Drugą część meczu lepiej zaczęła Pogoń, dłużej utrzymywała się przy piłce, lecz z tej przewagi nie wynikały groźne sytuacje pod bramką Chrobrego. Dobrze z licznymi dośrodkowaniami radzili sobie obrońcy gospodarzy. Najlepszą sytuację Pogoń stworzyła sobie w 69 minucie, kiedy po dośrodkowaniu z lewej strony przez nikogo nie pilnowany Mielewczyk oddał niecelny strzał głową będąc 7 metrów od bramki Sęktasa. W 78 minucie mogło być 2:0, ale dalekie dośrodkowanie z rzutu wolnego Kiełtyki nie zdołał zamienić na bramkę Gaffke, którego strzał z głowy z 5 metrów okazał się niecelny.
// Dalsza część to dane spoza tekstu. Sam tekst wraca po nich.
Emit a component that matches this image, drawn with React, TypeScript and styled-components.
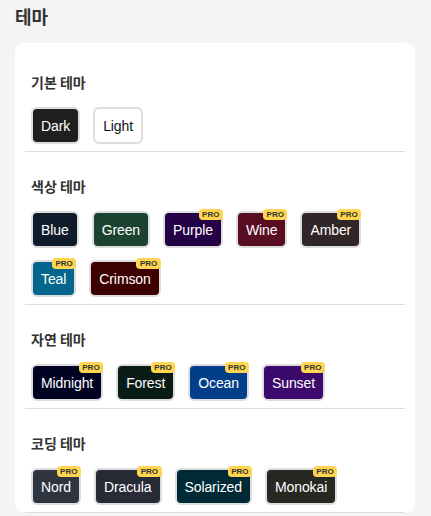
import React from "react";
import styled, { createGlobalStyle } from "styled-components";

const GlobalStyle = createGlobalStyle`
  html, body {
    margin: 0;
    padding: 0;
    background: #f4f4f4;
  }
  body {
    font-family: "Liberation Sans", "Noto Sans CJK KR", Arial, sans-serif;
    color: #333;
  }
`;

const Page = styled.div`
  padding: 4px 16px 0 15px;
`;

const PageTitle = styled.h2`
  margin: 0;
  font-family: "Noto Sans CJK KR", "Liberation Sans", sans-serif;
  font-size: 18px;
  font-weight: 700;
  line-height: 24px;
  color: #333;
  margin-bottom: 15px;
`;

const Card = styled.div`
  background: #fff;
  border-radius: 9px;
  padding: 5px 10px 0;
`;

const Section = styled.section`
  padding: 24px 5px 7px 6px;
  border-bottom: 1px solid #ddd;
`;

const SectionTitle = styled.h3`
  margin: 0 0 15px;
  font-family: "Noto Sans CJK KR", "Liberation Sans", sans-serif;
  font-size: 14px;
  font-weight: 700;
  line-height: 20px;
  color: #333;
`;

const ButtonRow = styled.div`
  display: flex;
  flex-wrap: wrap;
  column-gap: 13px;
  row-gap: 12px;
`;

const ThemeButton = styled.button<{ $bg: string; $fg: string }>`
  position: relative;
  box-sizing: border-box;
  height: 37px;
  padding: 0 8px;
  border: 2px solid #ddd;
  border-radius: 6px;
  background: ${(p) => p.$bg};
  color: ${(p) => p.$fg};
  font-family: "Liberation Sans", Arial, sans-serif;
  font-size: 14px;
  line-height: 16px;
  letter-spacing: -0.1px;
  cursor: pointer;
`;

const ProBadge = styled.span`
  position: absolute;
  top: -4px;
  right: -2px;
  background: #ffd54f;
  color: #333;
  font-family: "Liberation Sans", Arial, sans-serif;
  font-size: 8px;
  font-weight: 700;
  line-height: 9px;
  letter-spacing: 0;
  padding: 1px 3.5px;
  border-radius: 4px;
`;

type Theme = { name: string; bg: string; fg?: string; pro?: boolean };

const sections: { title: string; themes: Theme[] }[] = [
  {
    title: "기본 테마",
    themes: [
      { name: "Dark", bg: "#1f1f1f" },
      { name: "Light", bg: "#ffffff", fg: "#111" },
    ],
  },
  {
    title: "색상 테마",
    themes: [
      { name: "Blue", bg: "#0d1b2a" },
      { name: "Green", bg: "#1b4332" },
      { name: "Purple", bg: "#240046", pro: true },
      { name: "Wine", bg: "#590d22", pro: true },
      { name: "Amber", bg: "#312627", pro: true },
      { name: "Teal", bg: "#05668d", pro: true },
      { name: "Crimson", bg: "#3d0000", pro: true },
    ],
  },
  {
    title: "자연 테마",
    themes: [
      { name: "Midnight", bg: "#000221", pro: true },
      { name: "Forest", bg: "#081c15", pro: true },
      { name: "Ocean", bg: "#023e8a", pro: true },
      { name: "Sunset", bg: "#3c096c", pro: true },
    ],
  },
  {
    title: "코딩 테마",
    themes: [
      { name: "Nord", bg: "#2e3440", pro: true },
      { name: "Dracula", bg: "#282a36", pro: true },
      { name: "Solarized", bg: "#002b36", pro: true },
      { name: "Monokai", bg: "#272822", pro: true },
    ],
  },
];

export default function App() {
  return (
    <>
      <GlobalStyle />
      <Page>
        <PageTitle>테마</PageTitle>
        <Card>
          {sections.map((s) => (
            <Section key={s.title}>
              <SectionTitle>{s.title}</SectionTitle>
              <ButtonRow>
                {s.themes.map((t) => (
                  <ThemeButton key={t.name} $bg={t.bg} $fg={t.fg ?? "#fff"}>
                    {t.name}
                    {t.pro && <ProBadge>PRO</ProBadge>}
                  </ThemeButton>
                ))}
              </ButtonRow>
            </Section>
          ))}
        </Card>
      </Page>
    </>
  );
}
Obydwie drużyny miały jeszcze po jednej okazji na zdobycie gola, kiedy zarówno bramkarz Chrobrego, Sęktas i bramkarz Pogoni, Skrzypczak wznawiając grę ręką opuścili swoje pole karne co skrzętnie wyłapali słabo sędziujący te zawody arbitrzy. Tych stałych fragmentów gry nie udało się wykorzystać żadnej z drużyn.
Gdy wszystko wskazywało, że spotkanie zakończy się niespodziewanym ale sprawiedliwym zwycięstwem Chrobrego, dał znać o sobie sędziowie, którzy zareagowali na aktorskie zachowanie Żuchowskiego, który wystrzelił jak z katapulty po kontakcie z Jabczykiem, odgwizdując rzut karny dla Pogoni, podarowali Punkt Pogoni. Karnego na 90+2 minucie pewnym strzałem na gola zamienił Mielewczyk.
Skład Chrobrego: Sęktas – Wroński, Dzazgowski, Kiełtyka, Stefański – Jabczyk, Piotrowski, Krzyżanowski (76 Stefaniak), Żółtowski (75 Kachelski) - Kwidziński (88 Kąkol), Gaffke.
Po meczu trener Chrobrego Piotr Klecha powiedział: Pogoń dzisiaj nie zasłużenie wywiozła z Charbrowa jeden punkt, niestety sprezentowany on został przez arbitra, który nie powinien odgwizdać dla gości rzutu karnego. Należy tylko żałować, że na to spotkanie w ostatniej chwili została zmieniona obsada sędziowska, ponieważ jestem przekonany, że doświadczony sędzia nie dał by się nabrać na upadek zawodnika Pogoni. Dzisiaj drużyna z Charbrowa pokazała, że jest w stanie wygrywać z tak znaną firmą jak Pogoń i to my stworzyliśmy sobie więcej sytuacji do zdobycia gola i powinniśmy sięgnąć po komplet punktów. Przed nami kolejne spotkanie z czołowym zespołem ligi Bytovią II, dlatego nie ma co rozpamiętywać już tego meczu i już dziś zaczynamy myśleć jak wygrać w Bytowie.